Der Wohnungsbaugesellschaft Mitte (WBM) droht die Pleite, wenn nicht kräftig gegengesteuert wird. Im schlimmsten Fall verfügt das landeseigene Unternehmen am Jahresende nur noch über 385 000 Euro liquide Mittel. Im März 2006 könnte die WBM zahlungsunfähig werden. Dieses dramatische Szenario präsentierte die neue Geschäftsführung dem Finanzsenator Thilo Sarrazin (SPD) und der Stadtentwicklungssenatorin Ingeborg Junge-Reyer (SPD) während des jährlichen „Gesellschaftergesprächs“.

Eine Sprecherin der WBM bestätigte dies gestern. „Wir haben eine konsequente Bestandsaufnahme gemacht und arbeiten hart an einem Sanierungsprogramm.“ Zum Beispiel sollen künftig noch mehr Wohnungen an private Eigentümer verkauft werden. Der Personalbestand, zurzeit 720 Mitarbeiter, soll auf weniger als 500 verringert werden. „Auf betriebsbedingte Kündigungen werden wir wohl nicht verzichten können“, sagte die Sprecherin der WBM, Steffi Pianka. Mit den Gläubigerbanken – unter anderem die Investitionsbank Berlin und die Bankgesellschaft – soll über Umschuldungen und die Aussetzung von Tilgungszahlungen verhandelt werden. Das gesamte Unternehmen wird reorganisiert. Alle Töchter, auch die Wohnungsverwaltung IHZ, sollen wieder unter das Dach der WBM geholt werden, was auch für die Mieter mehr Klarheit schafft.

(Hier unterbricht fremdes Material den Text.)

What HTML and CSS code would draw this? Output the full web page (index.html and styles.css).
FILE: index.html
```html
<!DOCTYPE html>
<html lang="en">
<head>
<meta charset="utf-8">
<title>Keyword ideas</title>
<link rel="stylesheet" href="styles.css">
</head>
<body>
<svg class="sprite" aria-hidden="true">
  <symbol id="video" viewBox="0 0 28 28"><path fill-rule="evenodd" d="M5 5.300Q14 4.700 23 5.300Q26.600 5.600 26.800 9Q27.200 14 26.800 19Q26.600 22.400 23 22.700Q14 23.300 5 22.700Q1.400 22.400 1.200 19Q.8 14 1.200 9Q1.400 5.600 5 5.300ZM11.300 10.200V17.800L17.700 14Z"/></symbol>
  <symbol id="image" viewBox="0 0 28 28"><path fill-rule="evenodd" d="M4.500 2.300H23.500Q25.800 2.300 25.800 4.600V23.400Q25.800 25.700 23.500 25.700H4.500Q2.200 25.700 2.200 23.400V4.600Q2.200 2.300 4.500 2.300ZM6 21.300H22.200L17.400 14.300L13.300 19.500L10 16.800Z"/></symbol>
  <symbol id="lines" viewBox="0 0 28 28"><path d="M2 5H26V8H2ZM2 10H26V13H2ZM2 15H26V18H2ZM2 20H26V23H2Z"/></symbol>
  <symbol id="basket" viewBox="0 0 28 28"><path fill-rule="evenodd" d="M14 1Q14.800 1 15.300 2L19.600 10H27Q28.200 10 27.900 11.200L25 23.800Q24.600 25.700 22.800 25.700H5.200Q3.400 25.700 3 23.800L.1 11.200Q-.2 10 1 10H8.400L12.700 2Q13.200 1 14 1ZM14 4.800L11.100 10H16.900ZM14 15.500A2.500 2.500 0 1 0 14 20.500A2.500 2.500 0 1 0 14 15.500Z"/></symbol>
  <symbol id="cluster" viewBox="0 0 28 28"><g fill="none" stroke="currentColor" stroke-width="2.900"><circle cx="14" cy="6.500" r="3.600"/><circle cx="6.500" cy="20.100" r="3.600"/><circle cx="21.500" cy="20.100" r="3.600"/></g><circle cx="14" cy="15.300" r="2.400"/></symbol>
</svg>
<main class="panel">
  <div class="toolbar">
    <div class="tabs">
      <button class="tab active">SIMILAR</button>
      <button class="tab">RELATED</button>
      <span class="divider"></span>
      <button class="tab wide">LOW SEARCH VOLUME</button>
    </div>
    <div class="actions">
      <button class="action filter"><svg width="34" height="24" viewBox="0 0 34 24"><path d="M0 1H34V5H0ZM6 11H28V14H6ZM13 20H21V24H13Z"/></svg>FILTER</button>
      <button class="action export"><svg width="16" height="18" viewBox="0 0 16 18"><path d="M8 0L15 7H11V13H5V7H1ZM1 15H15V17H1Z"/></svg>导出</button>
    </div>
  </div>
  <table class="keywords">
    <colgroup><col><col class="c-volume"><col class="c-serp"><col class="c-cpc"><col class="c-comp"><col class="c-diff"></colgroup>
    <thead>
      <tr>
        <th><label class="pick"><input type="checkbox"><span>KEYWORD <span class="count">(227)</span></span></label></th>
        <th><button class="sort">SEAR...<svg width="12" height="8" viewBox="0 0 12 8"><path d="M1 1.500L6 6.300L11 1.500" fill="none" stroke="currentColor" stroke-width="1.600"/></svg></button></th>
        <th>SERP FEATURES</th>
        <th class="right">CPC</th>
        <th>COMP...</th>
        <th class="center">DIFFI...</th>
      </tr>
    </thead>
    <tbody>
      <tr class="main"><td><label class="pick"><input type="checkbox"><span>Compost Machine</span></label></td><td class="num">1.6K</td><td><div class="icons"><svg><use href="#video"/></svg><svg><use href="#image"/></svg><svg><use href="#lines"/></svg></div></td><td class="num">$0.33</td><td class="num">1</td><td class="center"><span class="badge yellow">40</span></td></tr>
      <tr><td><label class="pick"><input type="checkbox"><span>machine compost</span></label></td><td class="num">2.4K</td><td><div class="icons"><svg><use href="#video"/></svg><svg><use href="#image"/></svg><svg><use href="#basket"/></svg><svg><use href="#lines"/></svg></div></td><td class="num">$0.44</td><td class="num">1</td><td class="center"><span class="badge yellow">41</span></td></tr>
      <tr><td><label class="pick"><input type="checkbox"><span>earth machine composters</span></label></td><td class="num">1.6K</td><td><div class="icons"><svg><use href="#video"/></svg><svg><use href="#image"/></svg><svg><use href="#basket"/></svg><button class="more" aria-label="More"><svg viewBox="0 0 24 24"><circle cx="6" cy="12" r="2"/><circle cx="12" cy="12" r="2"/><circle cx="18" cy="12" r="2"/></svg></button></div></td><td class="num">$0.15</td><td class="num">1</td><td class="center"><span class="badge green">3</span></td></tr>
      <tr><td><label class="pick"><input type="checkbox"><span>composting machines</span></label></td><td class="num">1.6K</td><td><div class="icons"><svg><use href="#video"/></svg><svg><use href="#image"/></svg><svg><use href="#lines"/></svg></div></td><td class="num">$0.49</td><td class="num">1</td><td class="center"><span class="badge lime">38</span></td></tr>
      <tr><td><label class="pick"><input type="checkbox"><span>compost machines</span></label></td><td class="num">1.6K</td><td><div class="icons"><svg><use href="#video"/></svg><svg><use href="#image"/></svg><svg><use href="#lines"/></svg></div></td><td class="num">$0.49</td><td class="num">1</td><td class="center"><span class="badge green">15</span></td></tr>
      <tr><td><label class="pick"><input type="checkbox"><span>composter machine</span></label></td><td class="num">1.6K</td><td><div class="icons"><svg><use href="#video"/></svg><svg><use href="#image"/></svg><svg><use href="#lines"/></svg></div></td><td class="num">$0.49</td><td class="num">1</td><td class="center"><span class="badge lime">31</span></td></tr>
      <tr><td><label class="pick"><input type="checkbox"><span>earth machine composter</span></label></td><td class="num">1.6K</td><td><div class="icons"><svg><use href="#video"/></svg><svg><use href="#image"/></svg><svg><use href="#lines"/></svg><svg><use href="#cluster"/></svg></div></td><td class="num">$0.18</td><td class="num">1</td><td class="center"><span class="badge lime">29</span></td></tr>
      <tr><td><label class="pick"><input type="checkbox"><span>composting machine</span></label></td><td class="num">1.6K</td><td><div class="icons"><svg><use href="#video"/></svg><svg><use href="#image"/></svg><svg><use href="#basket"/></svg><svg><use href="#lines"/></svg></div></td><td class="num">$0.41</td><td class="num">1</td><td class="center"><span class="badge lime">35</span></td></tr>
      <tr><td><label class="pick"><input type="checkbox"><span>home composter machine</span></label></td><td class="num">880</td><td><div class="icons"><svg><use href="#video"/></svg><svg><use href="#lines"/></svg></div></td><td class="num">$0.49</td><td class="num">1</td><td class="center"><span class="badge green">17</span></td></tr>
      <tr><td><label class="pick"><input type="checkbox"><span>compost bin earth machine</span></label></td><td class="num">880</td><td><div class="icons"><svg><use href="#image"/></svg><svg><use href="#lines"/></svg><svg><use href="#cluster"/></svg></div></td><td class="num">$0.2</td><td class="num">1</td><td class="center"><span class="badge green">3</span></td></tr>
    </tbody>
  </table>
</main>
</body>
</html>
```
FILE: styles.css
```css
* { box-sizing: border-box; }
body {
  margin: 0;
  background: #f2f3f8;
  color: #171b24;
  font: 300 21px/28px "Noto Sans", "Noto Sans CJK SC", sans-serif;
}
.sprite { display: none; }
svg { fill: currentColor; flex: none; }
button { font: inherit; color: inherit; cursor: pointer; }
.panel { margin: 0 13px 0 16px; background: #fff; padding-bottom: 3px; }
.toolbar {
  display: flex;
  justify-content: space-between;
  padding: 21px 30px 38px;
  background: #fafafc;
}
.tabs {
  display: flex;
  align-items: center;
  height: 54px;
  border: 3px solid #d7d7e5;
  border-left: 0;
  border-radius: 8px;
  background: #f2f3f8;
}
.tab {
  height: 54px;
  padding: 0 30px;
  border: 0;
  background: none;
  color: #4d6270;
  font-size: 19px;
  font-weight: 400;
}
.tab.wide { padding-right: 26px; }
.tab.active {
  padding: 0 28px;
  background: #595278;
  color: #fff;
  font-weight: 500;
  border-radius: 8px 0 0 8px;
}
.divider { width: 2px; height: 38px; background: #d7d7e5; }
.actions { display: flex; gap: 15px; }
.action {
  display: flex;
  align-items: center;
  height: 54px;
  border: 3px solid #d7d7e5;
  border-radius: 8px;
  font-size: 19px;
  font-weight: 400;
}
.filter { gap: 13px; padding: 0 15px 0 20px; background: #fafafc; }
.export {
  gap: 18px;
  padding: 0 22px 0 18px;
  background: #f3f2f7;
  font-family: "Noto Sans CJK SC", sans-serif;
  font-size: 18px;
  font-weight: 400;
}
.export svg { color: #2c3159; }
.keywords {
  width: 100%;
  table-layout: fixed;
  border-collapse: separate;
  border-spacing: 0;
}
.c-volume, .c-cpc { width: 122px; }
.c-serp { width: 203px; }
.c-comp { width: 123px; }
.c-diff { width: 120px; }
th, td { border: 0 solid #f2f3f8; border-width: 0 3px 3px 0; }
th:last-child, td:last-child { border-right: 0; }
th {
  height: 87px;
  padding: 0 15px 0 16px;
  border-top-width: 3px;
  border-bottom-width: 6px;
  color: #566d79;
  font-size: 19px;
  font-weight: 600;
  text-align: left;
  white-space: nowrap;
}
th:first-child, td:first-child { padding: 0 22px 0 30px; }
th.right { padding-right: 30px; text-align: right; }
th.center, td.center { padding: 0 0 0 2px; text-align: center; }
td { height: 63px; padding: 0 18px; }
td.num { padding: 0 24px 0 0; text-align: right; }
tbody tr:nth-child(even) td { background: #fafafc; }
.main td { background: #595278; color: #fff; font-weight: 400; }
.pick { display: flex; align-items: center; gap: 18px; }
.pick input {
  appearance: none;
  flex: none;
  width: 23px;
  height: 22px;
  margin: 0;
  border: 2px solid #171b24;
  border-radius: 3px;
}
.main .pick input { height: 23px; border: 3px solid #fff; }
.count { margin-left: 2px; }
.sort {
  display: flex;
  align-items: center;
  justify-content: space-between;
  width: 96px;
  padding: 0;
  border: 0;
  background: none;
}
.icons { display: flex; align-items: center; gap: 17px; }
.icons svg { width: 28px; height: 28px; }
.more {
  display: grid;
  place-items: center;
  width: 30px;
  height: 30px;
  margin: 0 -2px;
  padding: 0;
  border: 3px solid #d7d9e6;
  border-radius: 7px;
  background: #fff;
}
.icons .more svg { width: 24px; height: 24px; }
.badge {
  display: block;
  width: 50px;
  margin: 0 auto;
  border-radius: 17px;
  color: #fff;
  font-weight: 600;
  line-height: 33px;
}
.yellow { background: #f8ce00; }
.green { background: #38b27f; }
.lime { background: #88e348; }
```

Der Chef des Berliner Mietervereins, Hartmann Vetter, reagierte überrascht. „Die WBM galt doch immer als eine der reicheren Wohnungsgesellschaften.“ Er befürchtet nun, dass bei der Sanierung und Pflege des Wohnungsbestands gespart werden könnte. „Ein klammer Vermieter gibt dafür ungern Geld aus.“ Außerdem kritisierte er die fortschreitenden Privatisierungen. Noch bewirtschaftet die WBM über 50 000 Wohnungen; davon 12 100 im Bezirk Mitte. Außerdem wird eine Gewerbefläche von 364 000 Quadratmetern verwaltet. Gewagte Projekte, vom Nikolaiviertel über das Haus des Lehrers bis zu den Rathaus-Passagen, haben zu den finanziellen Schwierigkeiten erheblich beigetragen. Ende 2004 wies die WBM ein Minus von 45 Millionen Euro aus. Die Schulden lagen bei 1,226 Milliarden Euro.

Die Vermietung der Wohnungen ist offenbar nicht das Problem. Die Leerstandsquote liegt dem Vernehmen nach unter sechs Prozent. Aber die falsche Unternehmenspolitik hatte den Senat in diesem Frühjahr veranlasst, die Geschäftsführung abzulösen und den Wirtschaftsforscher Ulrich Pfeiffer, ein Vertrauter Sarrazins, zum Aufsichtsratschef zu machen. In den zuständigen Senatsverwaltungen wurde gestern die „schwierige Situation“ der WBM bestätigt. Alle öffentlichen Wohnungsunternehmen würden „schonungslos analysiert und noch strenger kontrolliert“, sagte eine Sprecherin der Senatorin Junge-Reyer. Sie sollen sich künftig auf ihr Kerngeschäft – die Vermietung von Wohnungen – konzentrieren. Trotzdem werden die Unternehmen noch lange ein Problem bleiben. Alle sechs Gesellschaften haben 2004 einen Gesamtverlust von 35,1 Millionen Euro produziert. Die Verschuldung lag bei fast 8,1 Milliarden Euro. Der Grünen-Haushälter Oliver Schruoffeneger warnte gestern vor weiteren „unangenehmen Überraschungen“. Die Situation der WBM sei nur die Spitze des Eisbergs. Der FDP-Haushaltsexperte Erik Schmidt forderte, dass sich Berlin mittelfristig von allen Wohnungsbaugesellschaften trennen müsste. Ihr Wert nähme von Jahr zu Jahr ab.